The one objective of competition policy is to help ensure operation of the relevant market that is fair to as many market participants as possible and that enables market entry for a particular business without its being unfairly prevented or made onerous. Businesses wishing to unfairly eliminate competition can exhibit any number of practices, including (but not limited to) abusive exclusionary conduct by a dominant company; refusal to provide certain goods or to grant licenses on market conditions; charging excessive prices; vertical arrangements between suppliers and distributors; and other agreements among firms leading to the distortion of competition in the marketplace.

One division of IP law is patent law. There is a close link between patent rights and competition, which can often be characterized by two factors. First, patent laws aim to prevent the copying or imitation of patented inventions and thus complement competition policies in that they tend to promote fair market behavior. Second, competition laws may limit patent rights in that patent holders may be deterred from abusing their rights.

Experience shows that heightened or relaxed protection of either patent or competition law may lead to trade distortions that can negatively affect national and international sales of forged products. Therefore, a balance must be found between competition policy and patent rights, and this balance seeks to achieve the goal of preventing abuses of patent rights without removing the rewards of appropriately used patent rights. The search for this balance between patents and competition policy objectives is reflected both within the patent system as well as in the relationship between patent law and competition law.

Safeguards and boundaries have been built into the patent system to promote valid patents that can be interpreted without undue effort. These include the premise that most patent systems protect only inventions, not discoveries; the limitation of patent rights as to their contents and their duration; the availability of exceptions to the rights conferred; and the conditions of patentability that prevent the grant of patents for obvious copies and creations that are not new.

On the flip side, competition law has an objective to prevent undesired market behavior and, particularly, abuses of a market position. In relation to patent rights, such behavior would cover activities going beyond the objectives and boundaries set by the patent system. Such situations may occur, for example, where an exclusive license excludes other competitors from market entry either through restrictive selling practices or where patent rights are used to create horizontal agreements for fixing price levels.

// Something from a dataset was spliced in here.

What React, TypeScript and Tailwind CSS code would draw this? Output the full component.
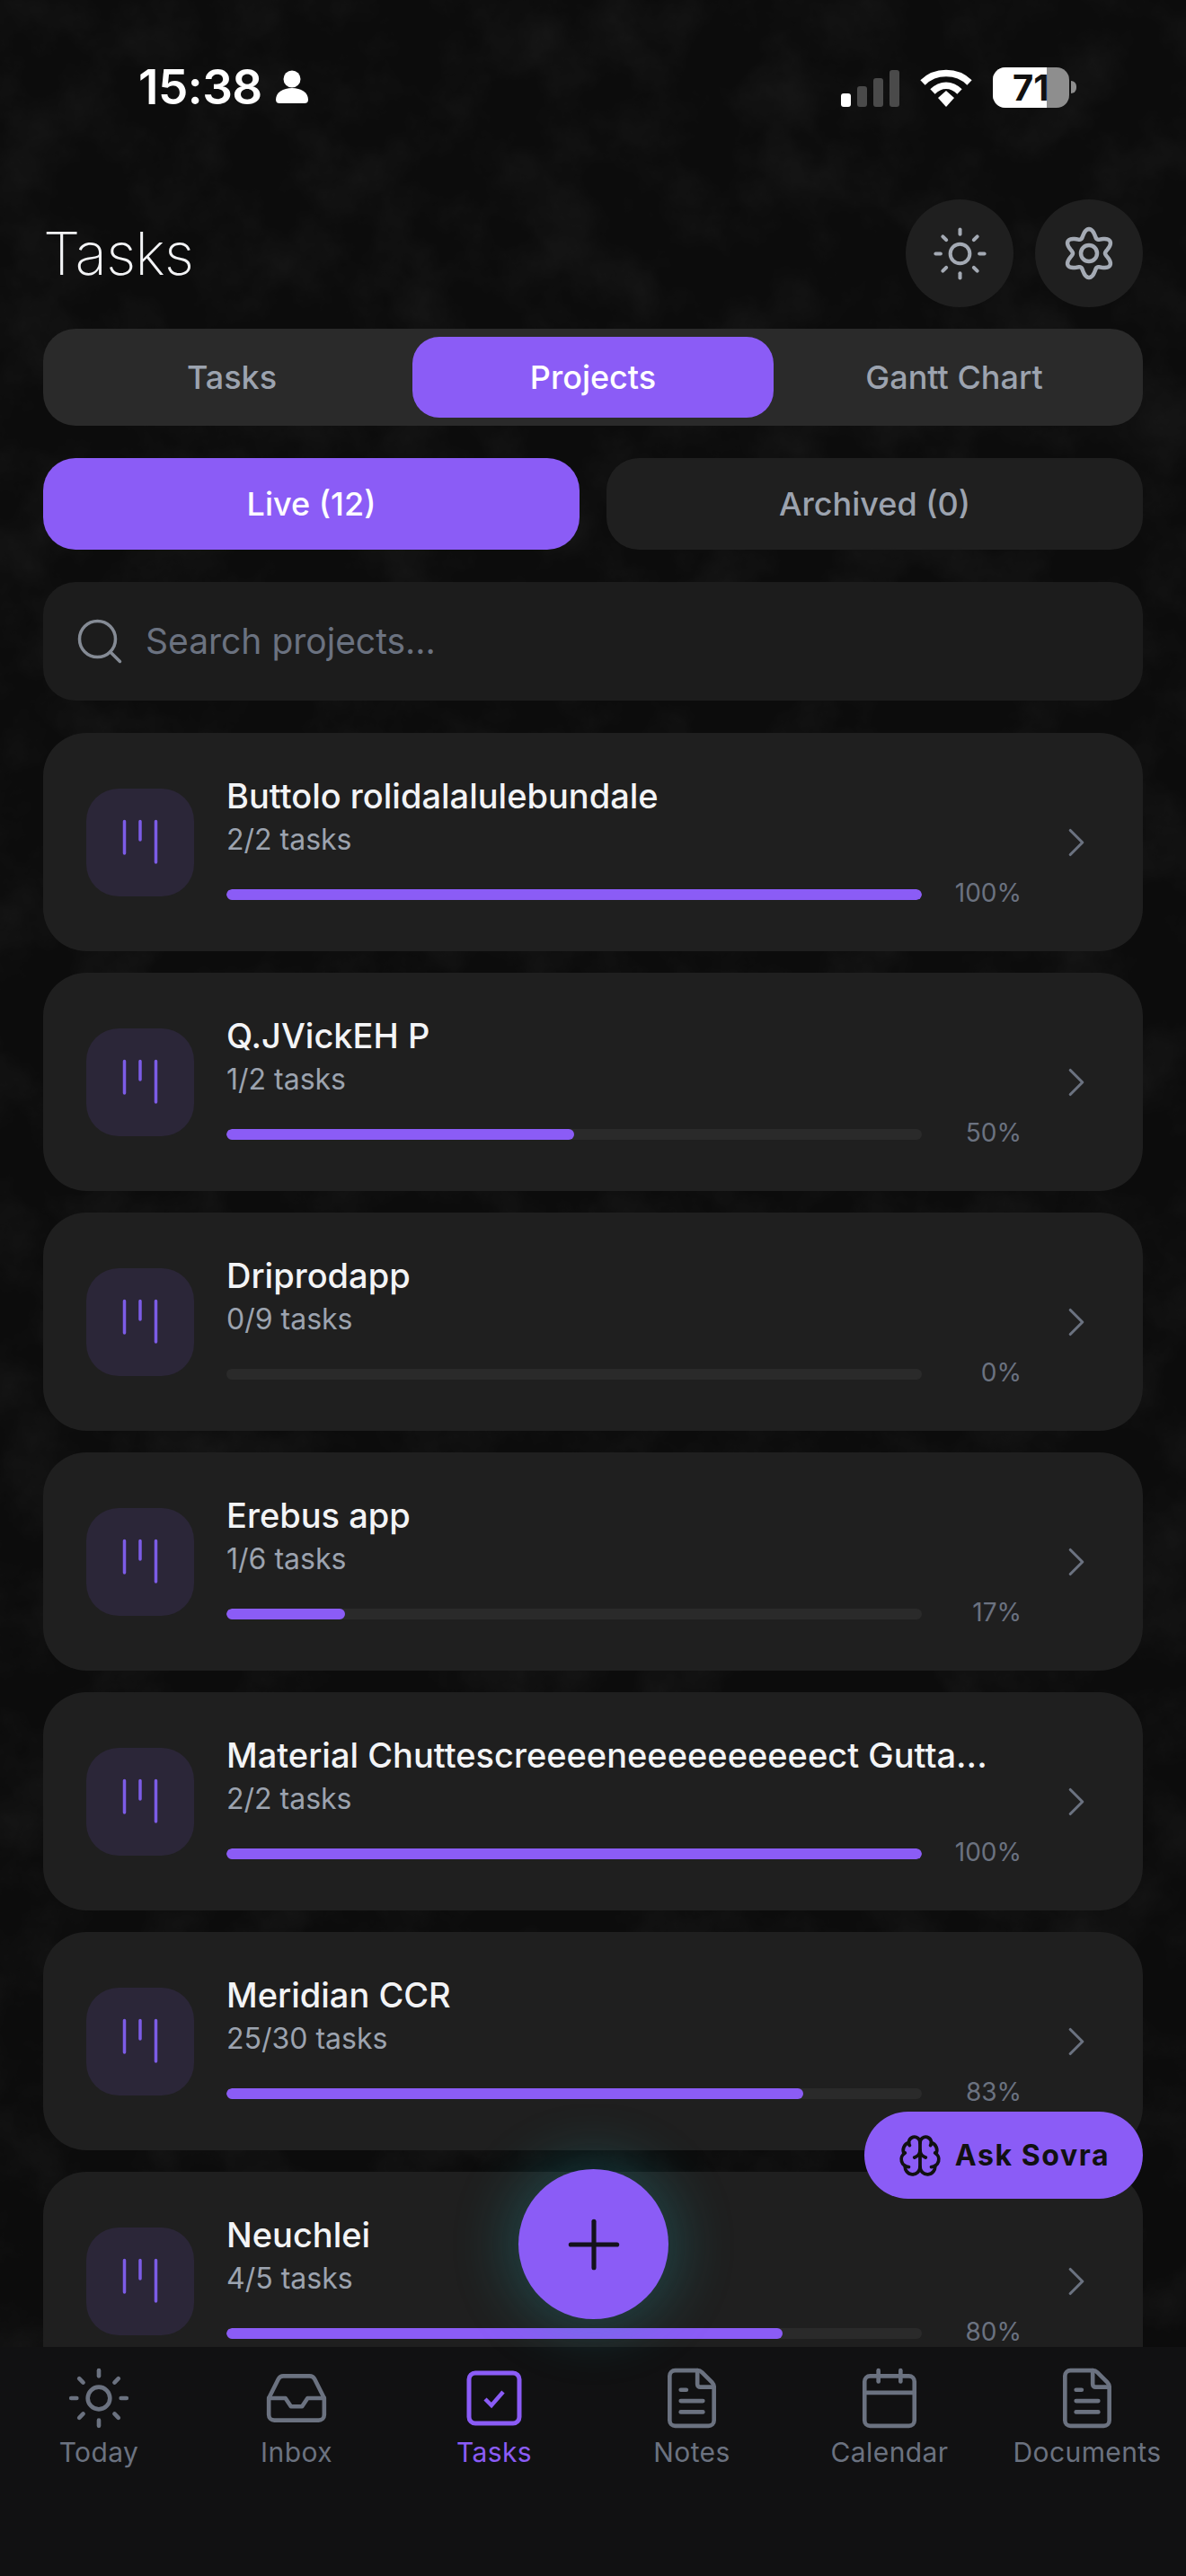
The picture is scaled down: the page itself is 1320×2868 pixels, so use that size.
import { Brain, Calendar, ChevronRight, FileText, Inbox, Plus, Search, Sun } from "lucide-react";

const projects = [
  { name: "Buttolo rolidalalulebundale", done: "2/2 tasks", pct: 100 },
  { name: "Q.JVickEH P", done: "1/2 tasks", pct: 50 },
  { name: "Driprodapp", done: "0/9 tasks", pct: 0 },
  { name: "Erebus app", done: "1/6 tasks", pct: 17 },
  { name: "Material Chuttescreeeeneeeeeeeeeect Gutta...", done: "2/2 tasks", pct: 100 },
  { name: "Meridian CCR", done: "25/30 tasks", pct: 83 },
  { name: "Neuchlei", done: "4/5 tasks", pct: 80 },
];

function gearPath() {
  const pts: string[] = [];
  for (let i = 0; i <= 120; i++) {
    const t = (i / 120) * Math.PI * 2;
    const r = 22.5 + 4.5 * Math.cos(6 * t);
    pts.push(`${(32 + r * Math.sin(t)).toFixed(2)} ${(32 - r * Math.cos(t)).toFixed(2)}`);
  }
  return "M" + pts.join("L") + "Z";
}

function ProjectCard({ name, done, pct }: { name: string; done: string; pct: number }) {
  return (
    <div className="flex h-[243px] shrink-0 items-center rounded-[48px] bg-[#1f1f1f] pl-[48px] pr-[47px]">
      <div className="flex h-[120px] w-[120px] shrink-0 items-center justify-center rounded-[36px] bg-[#2b2638]">
        <svg width="60" height="60" viewBox="0 0 60 60" fill="none" stroke="#7c5ce6" strokeWidth="3.5" strokeLinecap="round">
          <path d="M12.5 6.5V42M30 6.5V27M47.5 6.5V52" />
        </svg>
      </div>
      <div className="ml-[36px] w-[885px] min-w-0">
        <div className="truncate text-[38px] font-medium leading-[48px] text-[#f3f4f6]">{name}</div>
        <div className="pt-[2px] text-[32px] leading-[46px] text-[#9ca3af]">{done}</div>
        <div className="mt-5 flex h-[36px] items-center justify-between">
          <div className="h-[12px] w-[774px] overflow-hidden rounded-full bg-[#2a2a2a]">
            <div className="h-full rounded-full bg-[#8b5cf6]" style={{ width: `${pct}%` }} />
          </div>
          <span className="-mt-1 text-[28px] text-[#6b7280]">{pct}%</span>
        </div>
      </div>
      <ChevronRight size={54} strokeWidth={1.4} className="ml-auto shrink-0 text-[#6b7280]" />
    </div>
  );
}

function NavItem({ label, active, children }: { label: string; active?: boolean; children: React.ReactNode }) {
  return (
    <div className={`flex flex-col items-center ${active ? "text-[#8b5cf6]" : "text-[#6b7280]"}`}>
      <div className="flex h-[80px] w-[80px] items-center justify-center">{children}</div>
      <span className="text-[30px] leading-[40px] tracking-[0.4px]">{label}</span>
    </div>
  );
}

export default function App() {
  return (
    <div className="relative flex h-[2868px] w-[1320px] flex-col overflow-hidden bg-[#0c0c0c] font-[family-name:Inter,sans-serif]">
      {/* dim foliage wallpaper */}
      <svg className="absolute inset-0 h-full w-full" aria-hidden="true">
        <filter id="leaves">
          <feTurbulence type="fractalNoise" baseFrequency="0.012" numOctaves="6" seed="7" />
          <feColorMatrix values="0 0 0 0 1  0 0 0 0 1  0 0 0 0 1  0.3 0 0 0 -0.12" />
        </filter>
        <rect width="100%" height="100%" filter="url(#leaves)" opacity="0.28" />
      </svg>

      {/* status bar */}
      <div className="relative flex h-[222px] shrink-0 items-start justify-between pl-[154px] pr-[122px] pt-[70px] text-white">
        <div className="flex items-center">
          <span className="text-[53px] font-semibold leading-[54px] tracking-[-0.5px]">15:38</span>
          <svg width="36" height="38" viewBox="0 0 36 38" fill="white" className="ml-[15px]">
            <circle cx="18" cy="10" r="9.5" />
            <path d="M0 33c0-8 8-13 18-13s18 5 18 13c0 3-2 4-4 4H4c-2 0-4-1-4-4z" />
          </svg>
        </div>
        <div className="mt-[5px] flex items-end">
          <div className="mb-[1px] flex items-end gap-[7px]">
            <div className="h-[15px] w-[11px] rounded-[3px] bg-white" />
            <div className="h-[23px] w-[11px] rounded-[3px] bg-[#4a4a4a]" />
            <div className="h-[32px] w-[11px] rounded-[3px] bg-[#4a4a4a]" />
            <div className="h-[41px] w-[11px] rounded-[3px] bg-[#4a4a4a]" />
          </div>
          <svg width="58" height="43" viewBox="0 0 58 43" fill="none" stroke="white" strokeWidth="7.5" className="ml-[23px]">
            <path d="M3 15C17 1 41 1 55 15" />
            <path d="M14 25C23 16 35 16 44 25" />
            <path d="M20 32l9-8 9 8-9 10z" fill="white" stroke="none" />
          </svg>
          <div className="relative ml-[23px] flex h-[45px] w-[85px] rounded-[14px] bg-[#8e8e8e]">
            <div className="w-[60px] rounded-l-[14px] bg-white" />
            <span className="absolute left-[22px] top-0 text-[40px] font-bold leading-[45px] text-[#111]">71</span>
          </div>
          <div className="mb-[16px] ml-[2px] h-[14px] w-[6px] rounded-r-full bg-[#8e8e8e]" />
        </div>
      </div>

      <div className="relative flex min-h-0 flex-1 flex-col overflow-hidden px-[48px]">
        {/* title row */}
        <div className="flex h-[120px] shrink-0 items-center justify-between">
          <h1 className="text-[66px] font-extralight tracking-[-1px] text-[#f3f4f6]">Tasks</h1>
          <div className="flex gap-[24px]">
            <div className="flex h-[120px] w-[120px] items-center justify-center rounded-full bg-[#1f1f1f]">
              <Sun size={65} strokeWidth={1.5} className="text-[#a4aab4]" />
            </div>
            <div className="flex h-[120px] w-[120px] items-center justify-center rounded-full bg-[#1f1f1f]">
              <svg width="64" height="64" viewBox="0 0 64 64" fill="none" stroke="#a4aab4" strokeWidth="4.5" strokeLinejoin="round">
                <path d={gearPath()} />
                <circle cx="32" cy="32" r="9" />
              </svg>
            </div>
          </div>
        </div>

        {/* view switcher */}
        <div className="mt-[24px] grid h-[108px] shrink-0 grid-cols-3 gap-0 rounded-[36px] bg-[#2a2a2a] p-[9px] text-[36px] font-medium text-[#9ca3af]">
          <div className="flex items-center justify-center">Tasks</div>
          <div className="flex items-center justify-center rounded-[30px] bg-[#8b5cf6] text-white">Projects</div>
          <div className="flex items-center justify-center">Gantt Chart</div>
        </div>

        <div className="mt-[36px] grid h-[102px] shrink-0 grid-cols-2 gap-[30px] text-[36px] font-medium">
          <div className="flex items-center justify-center rounded-[36px] bg-[#8b5cf6] text-white">Live (12)</div>
          <div className="flex items-center justify-center rounded-[36px] bg-[#1f1f1f] text-[#9ca3af]">Archived (0)</div>
        </div>

        <div className="mt-[36px] flex h-[132px] shrink-0 items-center rounded-[36px] bg-[#1c1c1c] pl-[33px]">
          <Search size={60} strokeWidth={1.4} className="text-[#858b95]" />
          <span className="ml-[21px] text-[39px] text-[#6b7280]">Search projects...</span>
        </div>

        <div className="mt-[36px] flex flex-col gap-[24px]">
          {projects.map((p) => (
            <ProjectCard key={p.name} {...p} />
          ))}
        </div>
      </div>

      {/* bottom nav */}
      <nav className="relative grid h-[255px] shrink-0 grid-cols-6 bg-[#111112] pt-[17px]">
        <NavItem label="Today">
          <Sun size={74} strokeWidth={1.5} />
        </NavItem>
        <NavItem label="Inbox">
          <Inbox size={74} strokeWidth={1.5} />
        </NavItem>
        <NavItem label="Tasks" active>
          <svg width="80" height="80" viewBox="0 0 80 80" fill="none" stroke="currentColor">
            <rect x="12" y="12" width="56" height="56" rx="7" strokeWidth="5" />
            <path d="M30 41l7 7 13-15" strokeWidth="4.5" />
          </svg>
        </NavItem>
        <NavItem label="Notes">
          <FileText size={74} strokeWidth={1.5} />
        </NavItem>
        <NavItem label="Calendar">
          <Calendar size={74} strokeWidth={1.5} />
        </NavItem>
        <NavItem label="Documents">
          <FileText size={74} strokeWidth={1.5} />
        </NavItem>
      </nav>

      {/* floating actions */}
      <div className="absolute left-[962px] top-[2351px] flex h-[97px] w-[310px] items-center justify-center gap-[14px] rounded-full bg-[#8b5cf6] text-[#111]">
        <Brain size={50} strokeWidth={1.8} />
        <span className="text-[32px] font-bold tracking-[1.6px]">Ask Sovra</span>
      </div>
      <div className="absolute left-[577px] top-[2415px] flex h-[167px] w-[167px] items-center justify-center rounded-full bg-[#8b5cf6] text-[#14121c] shadow-[0_0_60px_14px_rgba(34,170,180,0.25)]">
        <Plus size={88} strokeWidth={1.4} />
      </div>
    </div>
  );
}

Patentees sue to prevent competitors from infringing their patented devices and methods. One undesired side effect of such court battles is the reduction and elimination of innovation, particularly high-tech innovation. With effective application of IP law and robust enforcement of competition law, however, innovation can survive these patent-infringement battles. Both patent law and competition law are designed to protect incentives for entrepreneurs to bring new and better products, technologies and services to market more efficiently and provide them to consumers at lower prices. 

Two pronouncements from a recent Federal Trade Commission and U.S. Department of Justice collaboration are noteworthy. First, trivial and overbroad patents undermine competition, with no offsetting benefits to consumers. One questionable patent may lead a competitor to forgo R&D in an area the patent supposedly covers, deterring follow-on innovation and new market entry. These effects conflict with the goals of both intellectual property and antitrust law. Second, two processes – patent notice on the front end and remedies on the back end – can have a huge impact on incentives to innovate, competition and consumer welfare.  

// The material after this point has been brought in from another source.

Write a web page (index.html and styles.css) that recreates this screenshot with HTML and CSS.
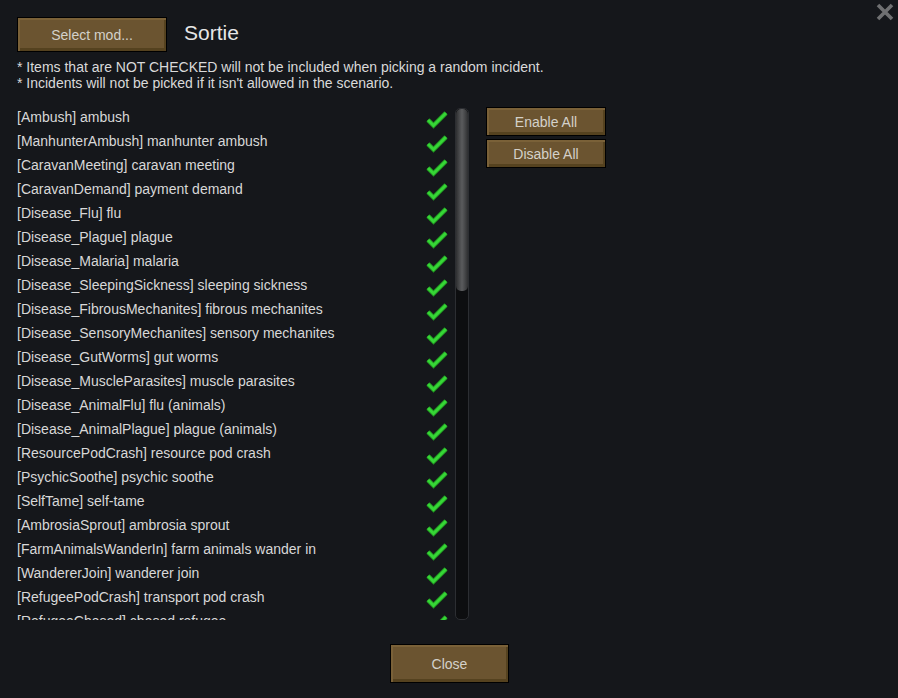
FILE: index.html
```html
<!DOCTYPE html>
<html>
<head>
<meta charset="utf-8">
<link rel="stylesheet" href="styles.css">
</head>
<body>
<div class="window">
  <svg class="close-x" width="18" height="18" viewBox="0 0 18 18"><path d="M2 2 L16 16 M16 2 L2 16" stroke="#6f7072" stroke-width="3.6" fill="none"/></svg>
  <div class="header">
    <button class="btn btn-select">Select mod...</button>
    <div class="title">Sortie</div>
  </div>
  <div class="notes">
    <div>* Items that are NOT CHECKED will not be included when picking a random incident.</div>
    <div>* Incidents will not be picked if it isn't allowed in the scenario.</div>
  </div>
  <div class="body">
    <div class="list" id="list"></div>
    <div class="scrollbar"><div class="thumb"></div></div>
    <div class="side">
      <button class="btn btn-side">Enable All</button>
      <button class="btn btn-side">Disable All</button>
    </div>
  </div>
  <div class="footer">
    <button class="btn btn-close">Close</button>
  </div>
</div>
<script>
var items = [
"[Ambush] ambush","[ManhunterAmbush] manhunter ambush","[CaravanMeeting] caravan meeting","[CaravanDemand] payment demand","[Disease_Flu] flu","[Disease_Plague] plague","[Disease_Malaria] malaria","[Disease_SleepingSickness] sleeping sickness","[Disease_FibrousMechanites] fibrous mechanites","[Disease_SensoryMechanites] sensory mechanites","[Disease_GutWorms] gut worms","[Disease_MuscleParasites] muscle parasites","[Disease_AnimalFlu] flu (animals)","[Disease_AnimalPlague] plague (animals)","[ResourcePodCrash] resource pod crash","[PsychicSoothe] psychic soothe","[SelfTame] self-tame","[AmbrosiaSprout] ambrosia sprout","[FarmAnimalsWanderIn] farm animals wander in","[WandererJoin] wanderer join","[RefugeePodCrash] transport pod crash","[RefugeeChased] chased refugee"];
var check = '<svg class="check" width="24" height="24" viewBox="0 0 24 24"><polyline points="3,15 8.5,20.5 21,8" fill="none" stroke="#1f8f1f" stroke-width="4.6"/><polyline points="3,15 8.5,20.5 21,8" fill="none" stroke="#36d636" stroke-width="3"/></svg>';
var html = '';
items.forEach(function(t){ html += '<div class="row"><span>' + t + '</span>' + check + '</div>'; });
document.getElementById('list').innerHTML = html;
</script>
</body>
</html>
```
FILE: styles.css
```css
html, body {
  margin: 0;
  padding: 0;
  background: #15171b;
}
body {
  width: 898px;
  height: 698px;
  overflow: hidden;
  font-family: "Liberation Sans", Arial, sans-serif;
  color: #d8d8d8;
}
.window {
  position: relative;
  width: 898px;
  height: 698px;
  box-sizing: border-box;
  padding: 17px 0 0 17px;
  display: flex;
  flex-direction: column;
}
.close-x {
  position: absolute;
  left: 876px;
  top: 3px;
}
.btn {
  font-family: "Liberation Sans", Arial, sans-serif;
  font-size: 14px;
  color: #d4d1ca;
  background: #6b5430;
  border: 1px solid #000;
  box-shadow: inset 2px 2px 0 #7a6138, inset -2px -3px 0 #55421f;
  padding: 0;
  margin: 0;
  cursor: pointer;
}
.header {
  display: flex;
  align-items: center;
  gap: 17px;
  height: 35px;
}
.btn-select {
  width: 150px;
  height: 35px;
}
.title {
  font-size: 21px;
  color: #e6e6e6;
  margin-top: -4px;
}
.notes {
  margin-top: 7px;
  font-size: 14px;
  line-height: 16px;
  color: #dadada;
}
.body {
  margin-top: 14px;
  display: flex;
  align-items: flex-start;
}
.list {
  width: 432px;
  height: 515px;
  overflow: hidden;
}
.row {
  height: 24px;
  display: flex;
  justify-content: space-between;
  align-items: center;
  font-size: 14px;
}
.row span {
  line-height: 24px;
}
.check {
  flex: none;
}
.scrollbar {
  margin-top: 3px;
  margin-left: 6px;
  width: 14px;
  height: 512px;
  box-sizing: border-box;
  background: #0d0e10;
  border: 1px solid #2c2e32;
  border-radius: 5px;
  position: relative;
}
.thumb {
  width: 12px;
  height: 182px;
  border-radius: 5px;
  box-sizing: border-box;
  background: linear-gradient(to right, #2e2f31 0%, #4a4b4d 30%, #5a5b5d 50%, #4a4b4d 70%, #2e2f31 100%);
}
.side {
  margin-left: 17px;
  margin-top: 2px;
  display: flex;
  flex-direction: column;
  gap: 3px;
}
.btn-side {
  width: 120px;
  height: 29px;
}
.footer {
  margin-top: 24px;
  margin-left: -17px;
  display: flex;
  justify-content: center;
  padding-left: 1px;
}
.btn-close {
  width: 119px;
  height: 39px;
}
```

On the front end, patent holders are required to notify the public about their patented technology in order to receive the patent laws’ benefits. Clear notice of what a patent protects promotes innovation by encouraging firms to collaborate around the patented technology to produce products that do not infringe the patent. This tends to increase competition.

At the back end, there is a need for patent remedies to fairly compensate patent holders for infringement of their patented inventions. It is obvious how damages that under-compensate patent holders for infringement can deter innovation. However, over-compensation can be equally harmful, leading to higher prices and encouraging speculation in patent rights, which also deters innovation. Against this backdrop, competition policies and laws can be an important instrument to regulate potential abuses of patent rights and to complement patent inherent boundaries.